Problem statement:
All the data below goes into the copy word for word, but the pictures don't.

**** Material provided

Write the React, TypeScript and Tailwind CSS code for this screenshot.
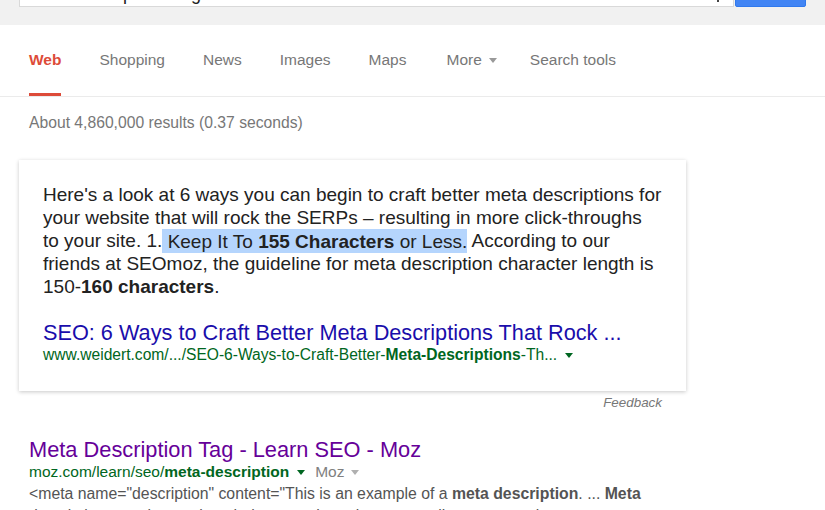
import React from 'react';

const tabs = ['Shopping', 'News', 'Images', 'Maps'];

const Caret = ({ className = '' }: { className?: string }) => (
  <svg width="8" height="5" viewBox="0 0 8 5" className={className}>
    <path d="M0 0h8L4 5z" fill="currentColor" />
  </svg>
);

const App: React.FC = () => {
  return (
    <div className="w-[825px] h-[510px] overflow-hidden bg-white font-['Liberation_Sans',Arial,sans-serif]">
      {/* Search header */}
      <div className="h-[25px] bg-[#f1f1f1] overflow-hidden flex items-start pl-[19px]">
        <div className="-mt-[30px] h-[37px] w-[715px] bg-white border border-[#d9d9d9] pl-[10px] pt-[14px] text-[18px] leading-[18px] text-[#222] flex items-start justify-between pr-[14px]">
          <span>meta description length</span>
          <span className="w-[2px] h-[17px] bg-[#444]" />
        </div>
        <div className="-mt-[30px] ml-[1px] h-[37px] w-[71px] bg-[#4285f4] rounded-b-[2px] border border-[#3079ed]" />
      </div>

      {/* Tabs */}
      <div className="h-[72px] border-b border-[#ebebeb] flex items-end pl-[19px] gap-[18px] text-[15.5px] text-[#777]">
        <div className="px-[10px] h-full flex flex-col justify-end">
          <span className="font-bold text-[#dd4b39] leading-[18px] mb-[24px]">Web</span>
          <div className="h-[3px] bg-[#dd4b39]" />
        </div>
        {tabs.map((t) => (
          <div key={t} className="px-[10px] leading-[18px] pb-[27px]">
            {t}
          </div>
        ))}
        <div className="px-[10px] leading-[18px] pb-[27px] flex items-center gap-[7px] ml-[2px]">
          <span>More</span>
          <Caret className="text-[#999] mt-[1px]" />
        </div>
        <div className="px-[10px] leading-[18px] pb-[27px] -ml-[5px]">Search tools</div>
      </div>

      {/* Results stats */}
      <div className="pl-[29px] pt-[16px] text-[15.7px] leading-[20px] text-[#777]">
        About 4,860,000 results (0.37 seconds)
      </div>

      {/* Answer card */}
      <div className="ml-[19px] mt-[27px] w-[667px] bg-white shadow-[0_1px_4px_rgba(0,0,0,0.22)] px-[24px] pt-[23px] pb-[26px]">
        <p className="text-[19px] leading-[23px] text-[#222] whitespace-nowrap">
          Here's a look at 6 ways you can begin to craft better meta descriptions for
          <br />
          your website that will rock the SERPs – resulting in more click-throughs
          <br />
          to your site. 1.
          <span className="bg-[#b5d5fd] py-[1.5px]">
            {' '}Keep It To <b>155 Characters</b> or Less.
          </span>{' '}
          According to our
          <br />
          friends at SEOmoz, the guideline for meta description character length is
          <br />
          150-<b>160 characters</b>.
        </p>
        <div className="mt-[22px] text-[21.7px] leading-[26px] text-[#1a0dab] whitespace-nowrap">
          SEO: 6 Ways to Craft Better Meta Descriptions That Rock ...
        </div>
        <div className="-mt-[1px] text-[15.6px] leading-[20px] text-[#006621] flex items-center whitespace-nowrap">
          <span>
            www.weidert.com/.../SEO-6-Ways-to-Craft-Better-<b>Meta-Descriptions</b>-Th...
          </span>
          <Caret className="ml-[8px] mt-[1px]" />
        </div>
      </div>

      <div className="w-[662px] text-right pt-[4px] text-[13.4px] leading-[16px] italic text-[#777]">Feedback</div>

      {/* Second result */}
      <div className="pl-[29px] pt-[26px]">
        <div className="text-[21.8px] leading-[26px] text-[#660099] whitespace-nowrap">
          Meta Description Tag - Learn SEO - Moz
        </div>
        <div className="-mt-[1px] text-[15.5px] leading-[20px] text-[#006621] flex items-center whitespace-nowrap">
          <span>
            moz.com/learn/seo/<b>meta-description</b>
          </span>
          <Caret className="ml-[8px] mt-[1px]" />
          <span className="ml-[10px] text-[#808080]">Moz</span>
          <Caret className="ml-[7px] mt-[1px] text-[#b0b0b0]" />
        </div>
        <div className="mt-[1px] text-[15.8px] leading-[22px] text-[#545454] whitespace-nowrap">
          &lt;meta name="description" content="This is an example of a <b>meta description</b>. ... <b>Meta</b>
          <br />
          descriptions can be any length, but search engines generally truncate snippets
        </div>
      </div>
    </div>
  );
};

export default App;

********

Full solution:
Write the React, TypeScript and Tailwind CSS code for this screenshot.
import React from 'react';

const tabs = ['Shopping', 'News', 'Images', 'Maps'];

const Caret = ({ className = '' }: { className?: string }) => (
  <svg width="8" height="5" viewBox="0 0 8 5" className={className}>
    <path d="M0 0h8L4 5z" fill="currentColor" />
  </svg>
);

const App: React.FC = () => {
  return (
    <div className="w-[825px] h-[510px] overflow-hidden bg-white font-['Liberation_Sans',Arial,sans-serif]">
      {/* Search header */}
      <div className="h-[25px] bg-[#f1f1f1] overflow-hidden flex items-start pl-[19px]">
        <div className="-mt-[30px] h-[37px] w-[715px] bg-white border border-[#d9d9d9] pl-[10px] pt-[14px] text-[18px] leading-[18px] text-[#222] flex items-start justify-between pr-[14px]">
          <span>meta description length</span>
          <span className="w-[2px] h-[17px] bg-[#444]" />
        </div>
        <div className="-mt-[30px] ml-[1px] h-[37px] w-[71px] bg-[#4285f4] rounded-b-[2px] border border-[#3079ed]" />
      </div>

      {/* Tabs */}
      <div className="h-[72px] border-b border-[#ebebeb] flex items-end pl-[19px] gap-[18px] text-[15.5px] text-[#777]">
        <div className="px-[10px] h-full flex flex-col justify-end">
          <span className="font-bold text-[#dd4b39] leading-[18px] mb-[24px]">Web</span>
          <div className="h-[3px] bg-[#dd4b39]" />
        </div>
        {tabs.map((t) => (
          <div key={t} className="px-[10px] leading-[18px] pb-[27px]">
            {t}
          </div>
        ))}
        <div className="px-[10px] leading-[18px] pb-[27px] flex items-center gap-[7px] ml-[2px]">
          <span>More</span>
          <Caret className="text-[#999] mt-[1px]" />
        </div>
        <div className="px-[10px] leading-[18px] pb-[27px] -ml-[5px]">Search tools</div>
      </div>

      {/* Results stats */}
      <div className="pl-[29px] pt-[16px] text-[15.7px] leading-[20px] text-[#777]">
        About 4,860,000 results (0.37 seconds)
      </div>

      {/* Answer card */}
      <div className="ml-[19px] mt-[27px] w-[667px] bg-white shadow-[0_1px_4px_rgba(0,0,0,0.22)] px-[24px] pt-[23px] pb-[26px]">
        <p className="text-[19px] leading-[23px] text-[#222] whitespace-nowrap">
          Here's a look at 6 ways you can begin to craft better meta descriptions for
          <br />
          your website that will rock the SERPs – resulting in more click-throughs
          <br />
          to your site. 1.
          <span className="bg-[#b5d5fd] py-[1.5px]">
            {' '}Keep It To <b>155 Characters</b> or Less.
          </span>{' '}
          According to our
          <br />
          friends at SEOmoz, the guideline for meta description character length is
          <br />
          150-<b>160 characters</b>.
        </p>
        <div className="mt-[22px] text-[21.7px] leading-[26px] text-[#1a0dab] whitespace-nowrap">
          SEO: 6 Ways to Craft Better Meta Descriptions That Rock ...
        </div>
        <div className="-mt-[1px] text-[15.6px] leading-[20px] text-[#006621] flex items-center whitespace-nowrap">
          <span>
            www.weidert.com/.../SEO-6-Ways-to-Craft-Better-<b>Meta-Descriptions</b>-Th...
          </span>
          <Caret className="ml-[8px] mt-[1px]" />
        </div>
      </div>

      <div className="w-[662px] text-right pt-[4px] text-[13.4px] leading-[16px] italic text-[#777]">Feedback</div>

      {/* Second result */}
      <div className="pl-[29px] pt-[26px]">
        <div className="text-[21.8px] leading-[26px] text-[#660099] whitespace-nowrap">
          Meta Description Tag - Learn SEO - Moz
        </div>
        <div className="-mt-[1px] text-[15.5px] leading-[20px] text-[#006621] flex items-center whitespace-nowrap">
          <span>
            moz.com/learn/seo/<b>meta-description</b>
          </span>
          <Caret className="ml-[8px] mt-[1px]" />
          <span className="ml-[10px] text-[#808080]">Moz</span>
          <Caret className="ml-[7px] mt-[1px] text-[#b0b0b0]" />
        </div>
        <div className="mt-[1px] text-[15.8px] leading-[22px] text-[#545454] whitespace-nowrap">
          &lt;meta name="description" content="This is an example of a <b>meta description</b>. ... <b>Meta</b>
          <br />
          descriptions can be any length, but search engines generally truncate snippets
        </div>
      </div>
    </div>
  );
};

export default App;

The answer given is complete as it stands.